Undoubtedly this market is softening and will continue to. The sheer volume of new inventory (either currently on the market or coming soon) was bound to impact prices in this segment.  It’s the closest the city has to an honest-to-God rational supply and demand relationship. There are simply too many units and not enough renters at these current price points.

But does that signal some crash on the horizon as some people in the media are wondering? No.  During the last housing crash in 2008, thousands of finance jobs were lost in the city, which caused a considerable rippled effect across much of the rental market. That level of economic upheaval hasn’t happened and doesn’t seem likely in the immediate future (not to say there isn’t risk of a slowdown of course.)

But even in 2007-2009 a lot of the housing market remained largely unaffected.  A longer look at the data shows that some rents at the upper-end of the market hit a bump during this period while the rest of the market continued to climb after a brief slowdown.

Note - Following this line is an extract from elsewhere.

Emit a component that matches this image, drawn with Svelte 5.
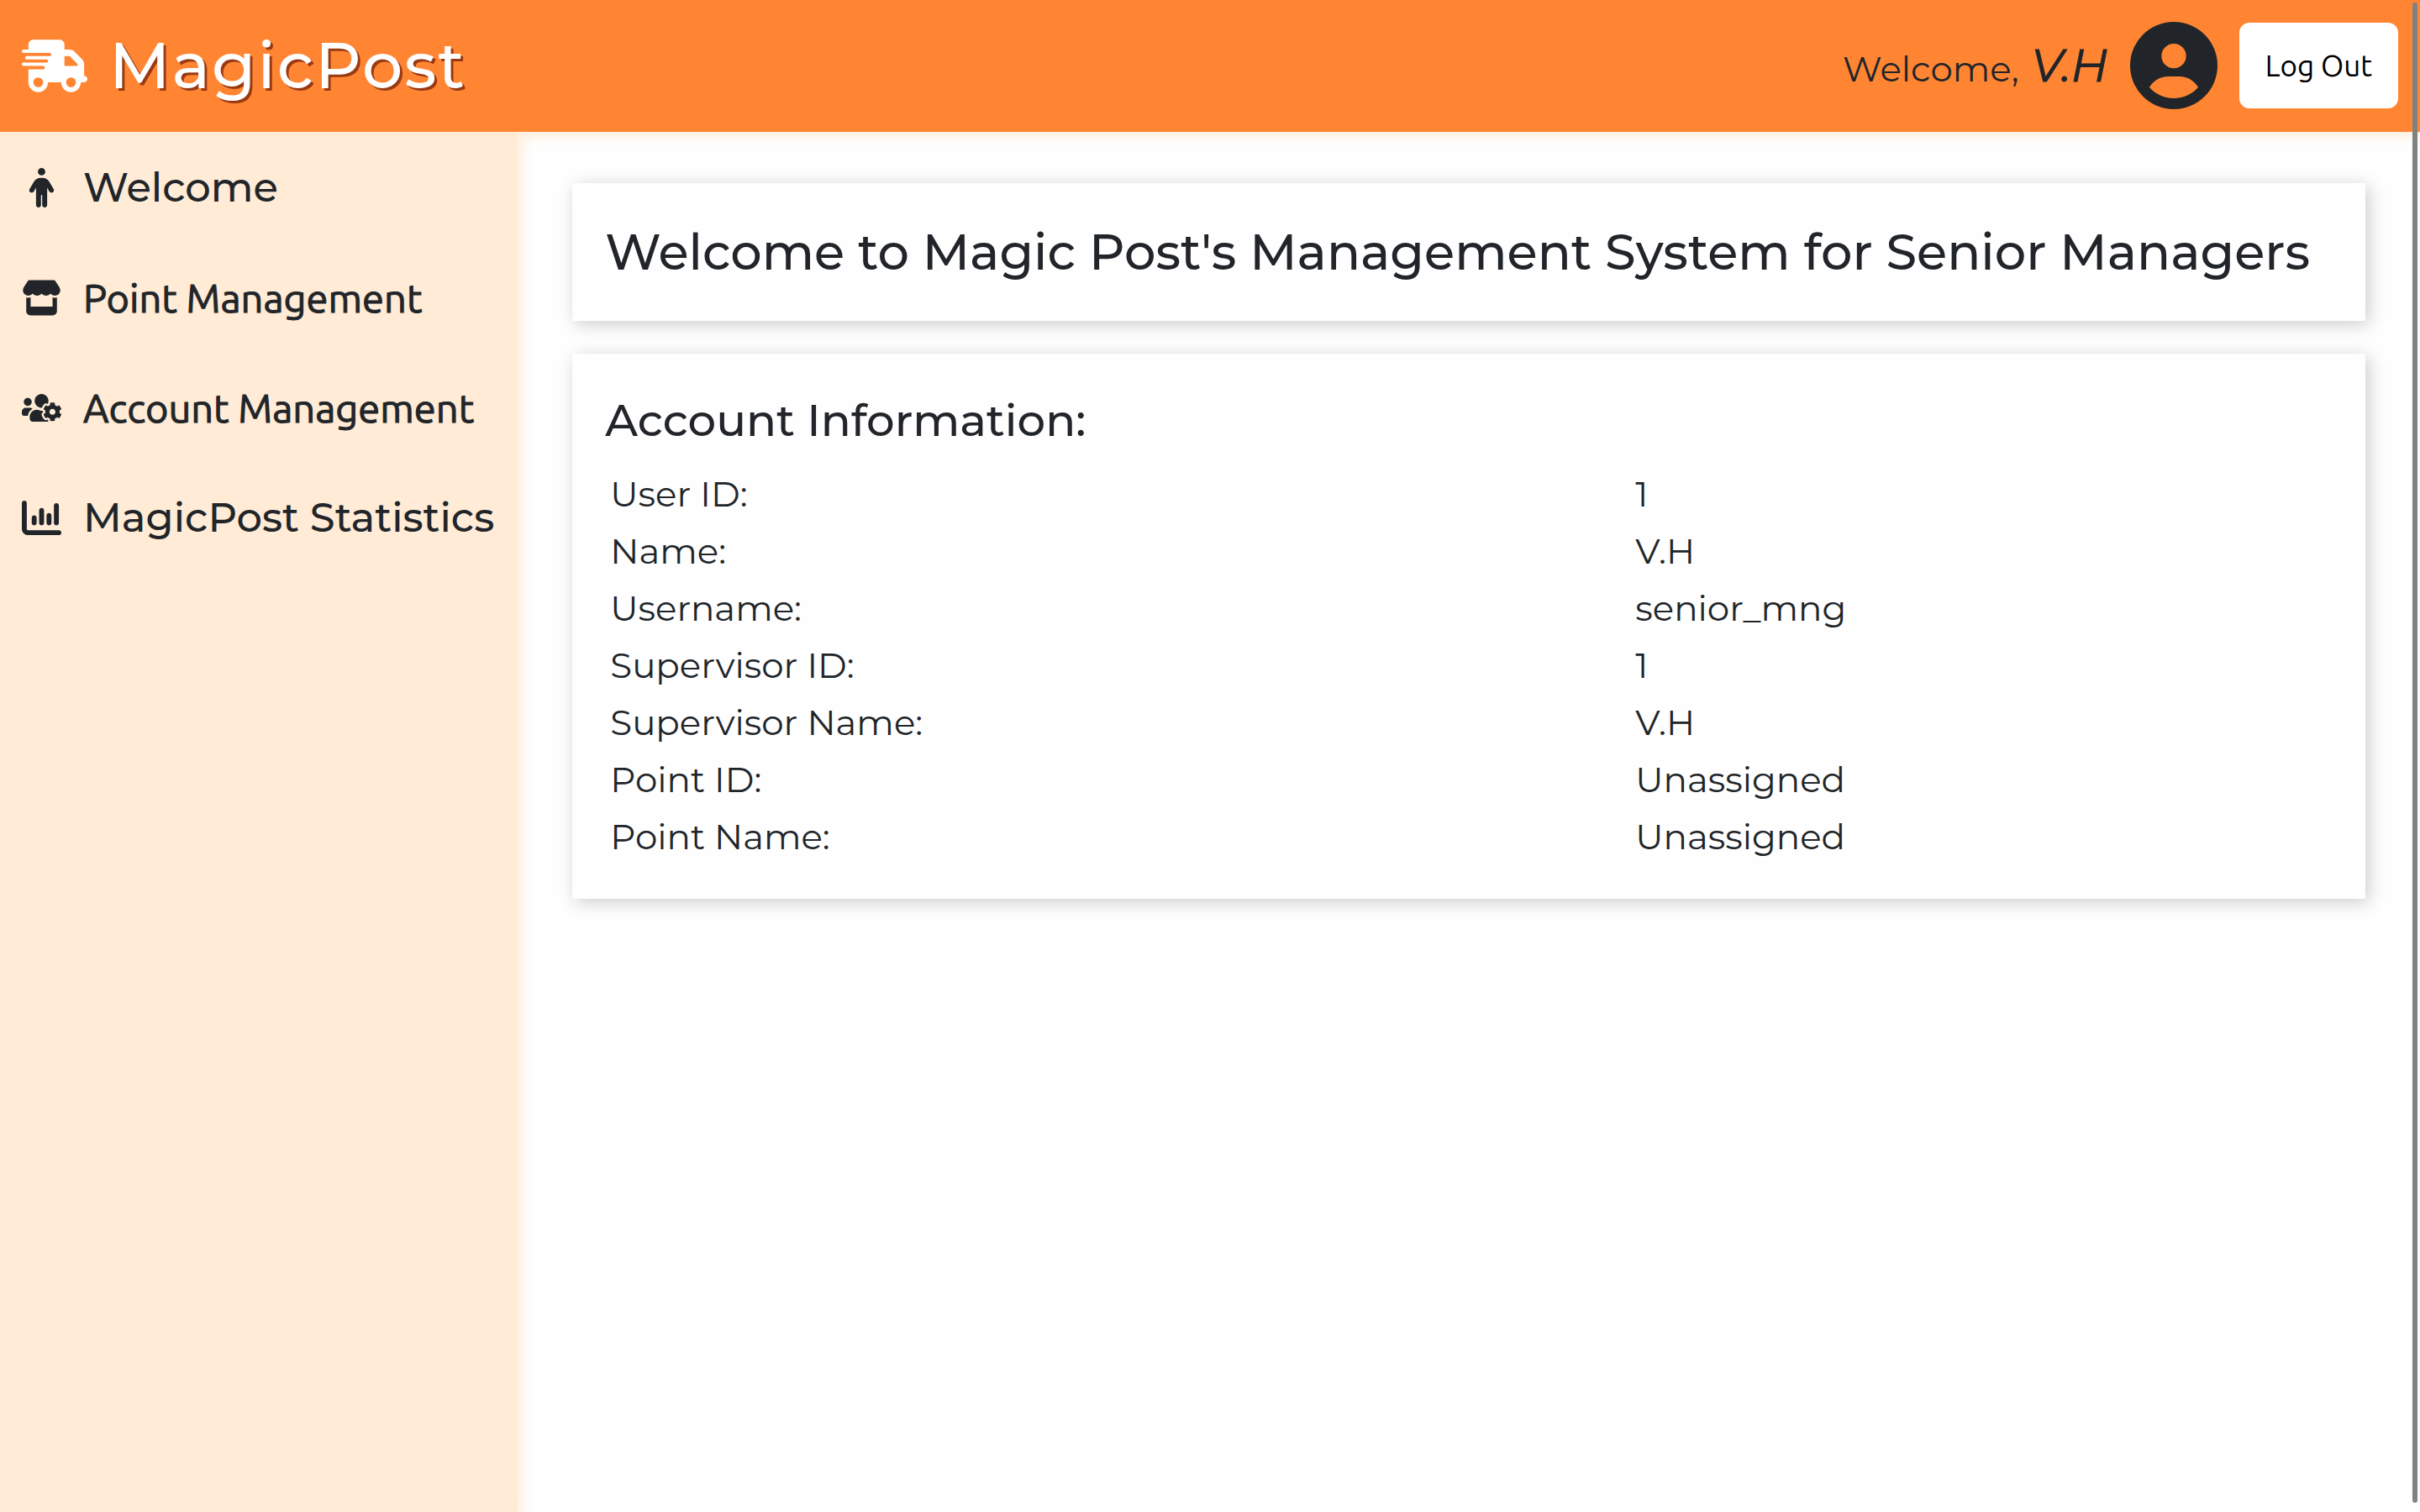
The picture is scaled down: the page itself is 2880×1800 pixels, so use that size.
<script>
  const nav = [
    {
      label: 'Welcome',
      viewBox: '0 0 320 512',
      path: 'M112 48a48 48 0 1 1 96 0 48 48 0 1 1 -96 0zm40 304V480c0 17.7-14.3 32-32 32s-32-14.3-32-32V256.9L59.4 304.5c-9.1 15.1-28.8 20-43.9 10.9s-20-28.8-10.9-43.9l58.3-97c17.4-28.9 48.6-46.6 82.3-46.6h29.7c33.7 0 64.9 17.7 82.3 46.6l58.3 97c9.1 15.1 4.2 34.8-10.9 43.9s-34.8 4.2-43.9-10.9L232 256.9V480c0 17.7-14.3 32-32 32s-32-14.3-32-32V352H152z'
    },
    {
      label: 'Point Management',
      alt: true,
      viewBox: '0 0 576 512',
      path: 'M547.6 103.8L490.3 13.1C485.2 5 476.1 0 466.4 0H109.6C99.9 0 90.8 5 85.7 13.1L28.3 103.8c-29.6 46.8-3.4 111.9 51.9 119.4c4 .5 8.1 .8 12.1 .8c26.1 0 49.3-11.4 65.2-29c15.9 17.6 39.1 29 65.2 29c26.1 0 49.3-11.4 65.2-29c15.9 17.6 39.1 29 65.2 29c26.2 0 49.3-11.4 65.2-29c16 17.6 39.1 29 65.2 29c4.1 0 8.1-.3 12.1-.8c55.5-7.4 81.8-72.5 52.1-119.4zM499.7 254.9l-.1 0c-5.3 .7-10.7 1.1-16.2 1.1c-12.4 0-24.3-1.9-35.4-5.3V384H128V250.6c-11.2 3.5-23.2 5.4-35.6 5.4c-5.5 0-11-.4-16.3-1.1l-.1 0c-4.1-.6-8.1-1.3-12-2.3V384v64c0 35.3 28.7 64 64 64H448c35.3 0 64-28.7 64-64V384 252.6c-4 1-8 1.8-12.3 2.3z'
    },
    {
      label: 'Account Management',
      alt: true,
      viewBox: '0 0 640 512',
      path: 'M610.5 341.3c2.6-14.1 2.6-28.5 0-42.6l25.8-14.9c3-1.7 4.3-5.2 3.3-8.5-6.7-21.6-18.2-41.2-33.2-57.4-2.3-2.5-6-3.1-9-1.4l-25.8 14.9c-10.9-9.3-23.4-16.5-36.9-21.3v-29.8c0-3.4-2.4-6.4-5.7-7.1-22.3-5-45-4.8-66.2 0-3.3.7-5.7 3.7-5.7 7.1v29.8c-13.5 4.8-26 12-36.9 21.3l-25.8-14.9c-2.9-1.7-6.7-1.1-9 1.4-15 16.2-26.5 35.8-33.2 57.4-1 3.3.4 6.8 3.3 8.5l25.8 14.9c-2.6 14.1-2.6 28.5 0 42.6l-25.8 14.9c-3 1.7-4.3 5.2-3.3 8.5 6.7 21.6 18.2 41.1 33.2 57.4 2.3 2.5 6 3.1 9 1.4l25.8-14.9c10.9 9.3 23.4 16.5 36.9 21.3v29.8c0 3.4 2.4 6.4 5.7 7.1 22.3 5 45 4.8 66.2 0 3.3-.7 5.7-3.7 5.7-7.1v-29.8c13.5-4.8 26-12 36.9-21.3l25.8 14.9c2.9 1.7 6.7 1.1 9-1.4 15-16.2 26.5-35.8 33.2-57.4 1-3.3-.4-6.8-3.3-8.5l-25.8-14.9zM496 368.5c-26.8 0-48.5-21.8-48.5-48.5s21.8-48.5 48.5-48.5 48.5 21.8 48.5 48.5-21.7 48.5-48.5 48.5zM96 224c35.3 0 64-28.7 64-64s-28.7-64-64-64-64 28.7-64 64 28.7 64 64 64zm224 32c1.9 0 3.7-.5 5.6-.6 8.3-21.7 20.5-42.1 36.3-59.2 7.4-8 17.9-12.6 28.9-12.6 6.9 0 13.7 1.8 19.6 5.3l7.9 4.6c.8-.5 1.6-.9 2.4-1.4 7-14.6 11.2-30.8 11.2-48 0-61.9-50.1-112-112-112S208 82.1 208 144c0 61.9 50.1 112 112 112zm105.2 194.5c-2.3-1.2-4.6-2.6-6.8-3.9-8.2 4.8-15.3 9.8-27.5 9.8-10.9 0-21.4-4.6-28.9-12.6-18.3-19.8-32.3-43.9-40.2-69.6-10.7-34.5 24.9-49.7 25.8-50.3-.1-2.6-.1-5.2 0-7.8l-7.9-4.6c-3.8-2.2-7-5-9.8-8.1-3.3.2-6.5.6-9.8.6-24.6 0-47.6-6-68.5-16h-8.3C179.6 288 128 339.6 128 403.2V432c0 26.5 21.5 48 48 48h255.4c-3.7-6-6.2-12.8-6.2-20.3v-9.2zM173.1 274.6C161.5 263.1 145.6 256 128 256H64c-35.3 0-64 28.7-64 64v32c0 17.7 14.3 32 32 32h65.9c6.3-47.4 34.9-87.3 75.2-109.4z'
    },
    {
      label: 'MagicPost Statistics',
      viewBox: '0 0 512 512',
      path: 'M32 32c17.7 0 32 14.3 32 32V400c0 8.8 7.2 16 16 16H480c17.7 0 32 14.3 32 32s-14.3 32-32 32H80c-44.2 0-80-35.8-80-80V64C0 46.3 14.3 32 32 32zM160 224c17.7 0 32 14.3 32 32v64c0 17.7-14.3 32-32 32s-32-14.3-32-32V256c0-17.7 14.3-32 32-32zm128-64V320c0 17.7-14.3 32-32 32s-32-14.3-32-32V160c0-17.7 14.3-32 32-32s32 14.3 32 32zm64 32c17.7 0 32 14.3 32 32v96c0 17.7-14.3 32-32 32s-32-14.3-32-32V224c0-17.7 14.3-32 32-32zM480 96V320c0 17.7-14.3 32-32 32s-32-14.3-32-32V96c0-17.7 14.3-32 32-32s32 14.3 32 32z'
    }
  ];

  const info = [
    ['User ID:', '1'],
    ['Name:', 'V.H'],
    ['Username:', 'senior_mng'],
    ['Supervisor ID:', '1'],
    ['Supervisor Name:', 'V.H'],
    ['Point ID:', 'Unassigned'],
    ['Point Name:', 'Unassigned']
  ];
</script>

<div class="app">
  <header class="topbar">
    <a class="brand" href="#home">
      <svg class="truck" viewBox="0 0 640 512" aria-hidden="true">
        <path d="M112 0C85.5 0 64 21.5 64 48V96H16c-8.8 0-16 7.2-16 16s7.2 16 16 16H64 272c8.8 0 16 7.2 16 16s-7.2 16-16 16H64 48c-8.8 0-16 7.2-16 16s7.2 16 16 16H64 240c8.8 0 16 7.2 16 16s-7.2 16-16 16H64 16c-8.8 0-16 7.2-16 16s7.2 16 16 16H64 208c8.8 0 16 7.2 16 16s-7.2 16-16 16H64V416c0 53 43 96 96 96s96-43 96-96H384c0 53 43 96 96 96s96-43 96-96h32c17.7 0 32-14.3 32-32s-14.3-32-32-32V288 256 237.3c0-17-6.7-33.3-18.7-45.3L512 114.7c-12-12-28.3-18.7-45.3-18.7H416V48c0-26.5-21.5-48-48-48H112zM544 237.3V256H416V160h50.7L544 237.3zM160 368a48 48 0 1 1 0 96 48 48 0 1 1 0-96zm272 48a48 48 0 1 1 96 0 48 48 0 1 1 -96 0z" />
      </svg>
      <span>MagicPost</span>
    </a>
    <div class="user">
      <p class="greeting">Welcome, <em>V.H</em></p>
      <svg class="avatar" viewBox="0 0 512 512" aria-hidden="true">
        <path d="M399 384.2C376.9 345.8 335.4 320 288 320H224c-47.4 0-88.9 25.8-111 64.2c35.2 39.2 86.2 63.8 143 63.8s107.8-24.7 143-63.8zM0 256a256 256 0 1 1 512 0A256 256 0 1 1 0 256zm256 16a72 72 0 1 0 0-144 72 72 0 1 0 0 144z" />
      </svg>
      <button class="logout" type="button">Log Out</button>
    </div>
  </header>

  <div class="body">
    <nav class="sidebar">
      {#each nav as item}
        <a class="item" class:alt={item.alt} href="#{item.label}">
          <svg viewBox={item.viewBox} aria-hidden="true"><path d={item.path} /></svg>
          <span>{item.label}</span>
        </a>
      {/each}
    </nav>
    <main class="content">
      <section class="card">
        <h1>Welcome to Magic Post's Management System for Senior Managers</h1>
      </section>
      <section class="card">
        <h2>Account Information:</h2>
        <table>
          <tbody>
            {#each info as [label, value]}
              <tr><th scope="row">{label}</th><td>{value}</td></tr>
            {/each}
          </tbody>
        </table>
      </section>
    </main>
  </div>
  <div class="scroll-thumb"></div>
</div>

<style>
  :global(body) {
    margin: 0;
  }
  .app,
  .app * {
    box-sizing: border-box;
  }
  .app {
    position: relative;
    display: flex;
    flex-direction: column;
    min-height: 100vh;
    background: #fefefe;
    color: #212529;
    font-family: 'Montserrat', 'Inter', sans-serif;
    font-size: 42px;
  }
  .topbar {
    position: relative;
    z-index: 1;
    display: flex;
    align-items: center;
    justify-content: space-between;
    padding: 26px 26px 27px;
    background: #ff8533;
    box-shadow: 0 0 16px 4px #ffebd6;
  }
  .brand {
    display: flex;
    align-items: center;
    gap: 26px;
    color: #fff;
    font-size: 76px;
    font-weight: 500;
    letter-spacing: 2px;
    line-height: 104px;
    text-decoration: none;
    text-shadow: 3px 3px 0 #993a12;
  }
  .truck {
    width: 78px;
    height: 63px;
    fill: currentColor;
  }
  .user {
    display: flex;
    align-items: center;
    gap: 26px;
  }
  .greeting {
    margin: 0;
    padding-top: 4px;
    line-height: 64px;
  }
  .greeting em {
    margin-left: 4px;
    font-size: 54px;
    -webkit-text-stroke: 1px currentColor;
  }
  .avatar {
    width: 104px;
    height: 104px;
    fill: currentColor;
  }
  .logout {
    padding: 0 31px;
    border: 0;
    border-radius: 12px;
    background: #fff;
    color: #000;
    font-family: 'Ubuntu', 'Open Sans', sans-serif;
    font-size: 35px;
    line-height: 102px;
  }
  .body {
    display: flex;
    flex: 1;
  }
  .sidebar {
    display: flex;
    flex-direction: column;
    gap: 66px;
    flex: none;
    padding: 34px 28px 34px 26px;
    background: #ffebd6;
    box-shadow: 0 0 16px 4px #ffebd6;
  }
  .item {
    display: flex;
    align-items: center;
    gap: 26px;
    color: inherit;
    font-size: 48px;
    font-weight: 500;
    line-height: 65px;
    text-decoration: none;
  }
  .item.alt {
    font-family: 'Ubuntu', 'Open Sans', sans-serif;
    font-size: 47px;
    font-weight: 400;
    -webkit-text-stroke: 1px currentColor;
  }
  .item svg {
    width: 47px;
    height: 47px;
    fill: currentColor;
  }
  .content {
    display: flex;
    flex: 1;
    flex-direction: column;
    gap: 39px;
    padding: 61px 65px;
  }
  .card {
    padding: 40px 39px;
    background: #fefefe;
    box-shadow: 4px 4px 20px rgba(0, 0, 0, 0.2);
  }
  h1,
  h2 {
    margin: 0;
    font-weight: 500;
  }
  h1 {
    font-size: 59px;
    line-height: 84px;
  }
  h2 {
    margin-bottom: 15px;
    font-size: 53px;
    line-height: 78px;
  }
  table {
    width: 100%;
    border-collapse: collapse;
  }
  th,
  td {
    padding: 0 6px;
    font-weight: 400;
    line-height: 68px;
    text-align: left;
  }
  .scroll-thumb {
    position: absolute;
    z-index: 2;
    top: 3px;
    right: 3px;
    bottom: 11px;
    width: 6px;
    border-radius: 3px;
    background: #7f8281;
  }
</style>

Much as we’re seeing right now, the asset market fluctuates as any market is supposed to in relation to the rest of the economy. 

However, the shelter market hasn’t responded that way and remains under considerable, sustained pressure.  Even if prices continue to dip on the high end of the market, that won’t help most renters in the shelter market for three reasons.

First, even a dramatic short-term fluctuation won’t change the fact that those rents are still too high for most New Yorkers and will only go up considerably at some point in the future. Maybe a few types of young professionals will get a good deal on in new building right now (more power to you), but most renters aren’t in a position to capitalize on the softening.

Second, the type of housing flooding this market isn’t what most renters need in New York. The one-to-two bedroom lifestyle buildings packed with rooftop patios and gyms aren’t designed for families, older residents, working class immigrants, or most types of younger students/artists. 

Third, they (mostly) aren’t located in areas that make practical sense for many renters. Much of these developments are in areas rezoned by Mayor Bloomberg that were formally industrial centers that don’t have the typical infrastructure necessary for residential life – whether its readily accessible transit, schools and churches, or even simple bodegas.  That infrastructure might fill in eventually, but it doesn’t exist yet.

The affordable housing crisis is a national scandal. It exposes how poorly our institutions and policies have adapted to a connected, globalized economy.  Holding our leaders in the public and private sector accountable for these failures and finding new solutions to solve them should be what our media focuses on.  As 2016 has shown, our media is just as flat-footed as anything else.